她虽然没有去过夏国,但也曾听人说起过,夏国跟天堂一样。
给她看完证件后,王长亮才说出目的。
“我们有人在军中,令尊临终前说的话亦听在耳中。请问赵女士,您的师兄是否叫吴有性?”
听到熟悉的名字,赵云舒心里一暖。
“正是。家父有言,让奴家前往山东去寻他。只是千里迢迢,奴家羸弱之躯,怕是万难做到。”
王长亮隔着面巾露出一个笑脸。
“我们正是知道如此,因此才登门的。赵女士可能有所不知,您的师兄乃是我们夏国卫生部防疫司的司长。您是吴司长的亲属,我们有责任将您安全护送到山东。”

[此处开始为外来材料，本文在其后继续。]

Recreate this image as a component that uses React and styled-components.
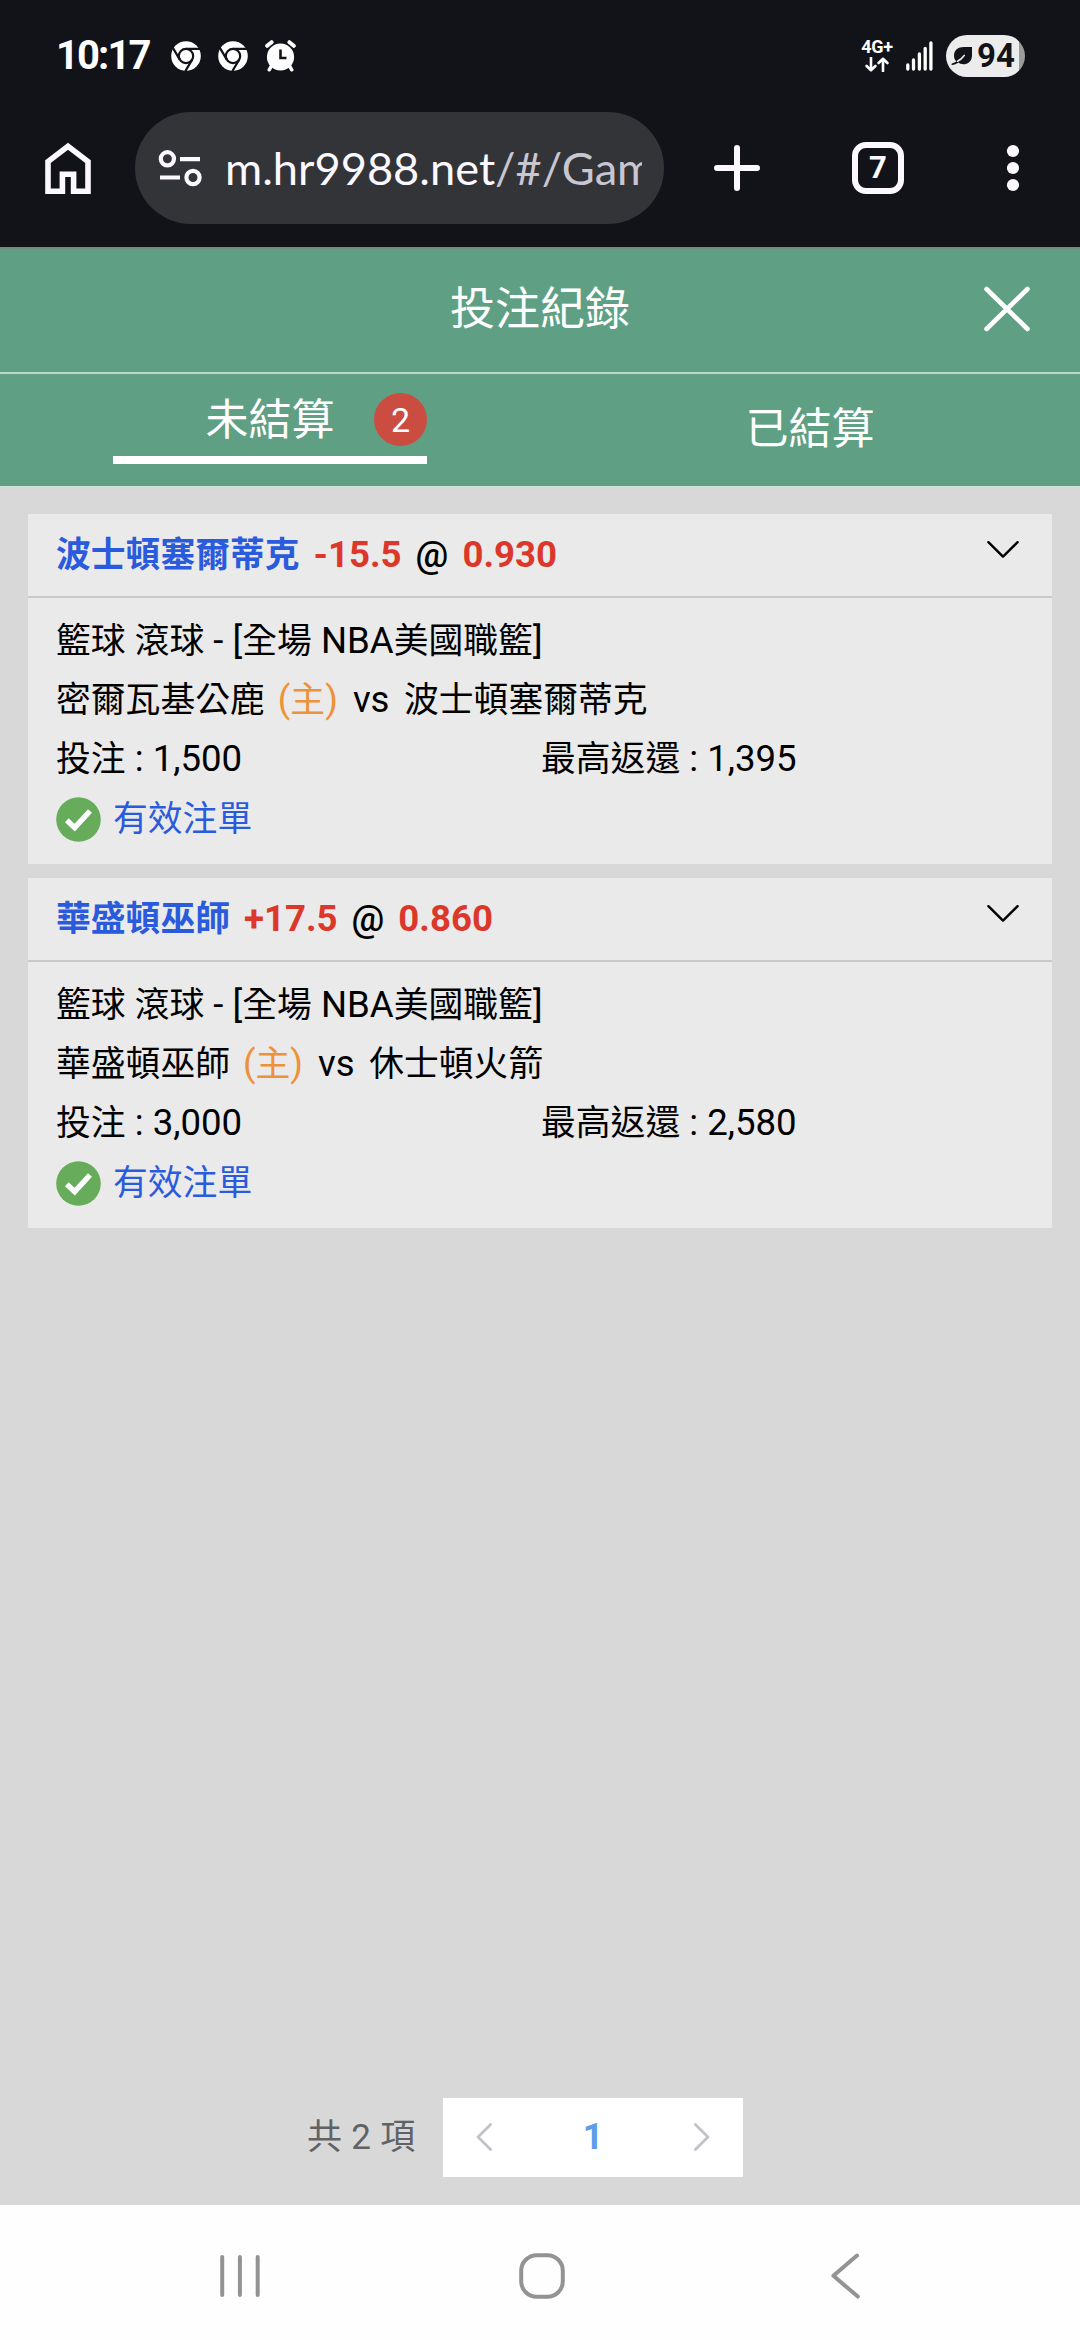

赵云舒已经许多年没有见过师兄了,听闻吴有性居然在夏国做了官。虽然不知道官位多大,但还是不免一喜。
“此言当真?”
王长亮哈哈笑起。
“要不是路途太远,时间不及,倒是可以请吴司长给您写封信作为确认。不过此事自然是千真万确的,吴司长到了夏国之后,着实立了大功。瘴气之症便是吴司长攻克的,因功而升官,不知多少人感激他呢。”
父亲的死讯之后,乍闻吴有性的消息,赵云舒痛苦的内心多少得到了抚慰。
她想到了关键之处。
“你们当真可以护送我们母子去山东?”
王长亮知道这女子多疑,因此只能说实在的。